Santos Gomes had worked for the employer, who specialised in providing accommodation and support to vulnerable young people, from February 2013 to May 2014. During her employment Santos Gomes had been denied the requisite rest breaks that she was entitled to under the Working Time Regulations 1998 (WTR). She had specifically been denied her statutory uninterrupted rest break of 20 minutes on numerous occasions when working shifts of over 6 hours, which she argued had resulted in damage to her overall health and wellbeing.

She proceeded to bring this claim, amongst others, to an employment tribunal who ruled that the employer had failed to abide by Regulation 30 of the WTR, in denying her the appropriate rest breaks, and awarded £1,200 in compensation. However, the ET were unwilling to agree with Santos Gomes’ claim that she was owed additional compensation due to injury to feelings under Regulation 30(4)(a) of the WTR which states compensation should be “just and equitable”. In dismissing this claim the judge explained that this regulation did not provide for compensation for injury to feelings and that this award was limited to cases involving discrimination in line with the Equality Act 2010.

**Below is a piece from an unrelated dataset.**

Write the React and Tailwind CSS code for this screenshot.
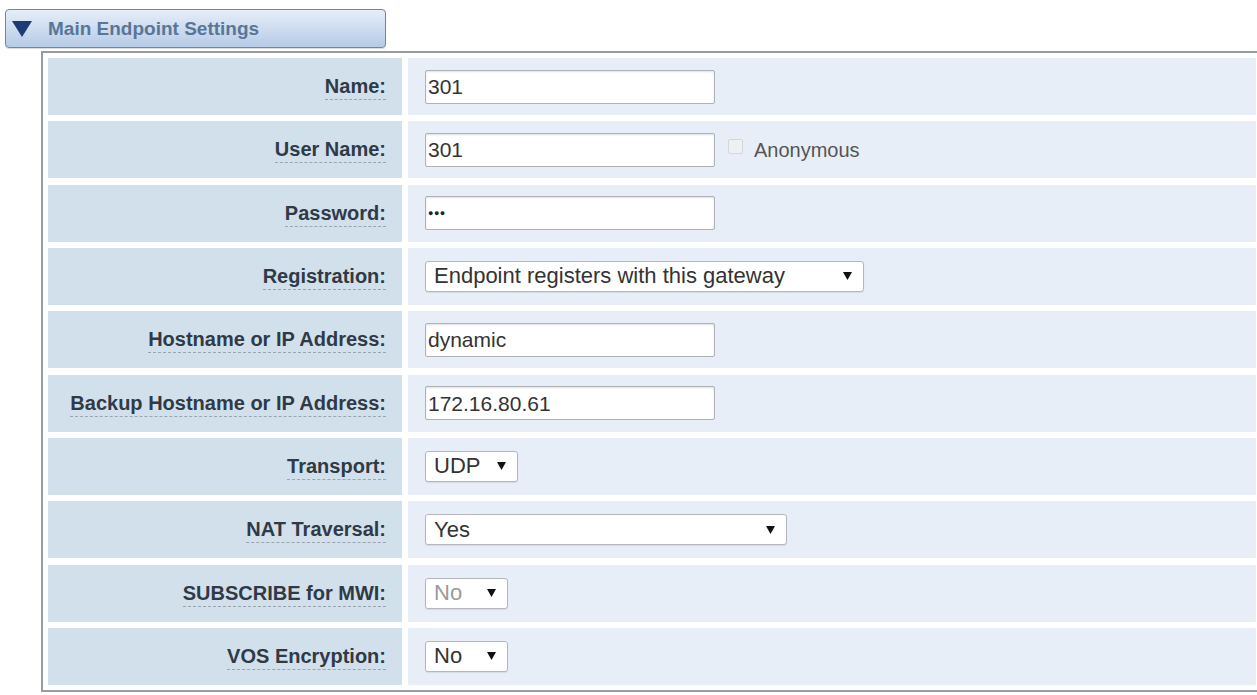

Santos Gomes decided to appeal this decision to the Employment Appeal Tribunal (EAT), who subsequently dismissed her claim. The EAT noted that the claimant was unable herself to point to any prior instance in which injury to feelings compensation had been awarded in a claim which did not involve a form of discrimination. In summary, the EAT ruled that withholding rest breaks was the equivalent to a breach of contract, meaning the original ET had ruled correctly on this matter.

Despite this the claimant proceeded to lodge a further appeal with the Court of Appeal (CoA). On this occasion she noted the existence of EU regulations on the matter and requested that if UK domestic law was unclear on how to interpret these regulations then this should be decided by the European Court of Justice (ECJ).

For their part the CoA accepted that the previous decisions of the ET and EAT had relied on statute and therefore decided to explore existing case law. Despite finding that previous cases had on occasion ruled that injury to feelings could be granted in situations other than discrimination, these examples had all involved detriment on the grounds of trade union membership and were therefore not comparable. As such, the CoA concluded that the ET and EAT had acted correctly in these circumstances, dismissing the appeal and the claimants request to refer the case to the ECJ.
This ruling reiterates clearly that the intention of the wording around compensation in the WTR is not designed to allow additional compensation for injury to feelings when it comes to withholding rest breaks. Workers will only be awarded ‘just and equitable’ compensation taking into consideration the employer’s default in refusing the breaks and any loss sustained by the worker.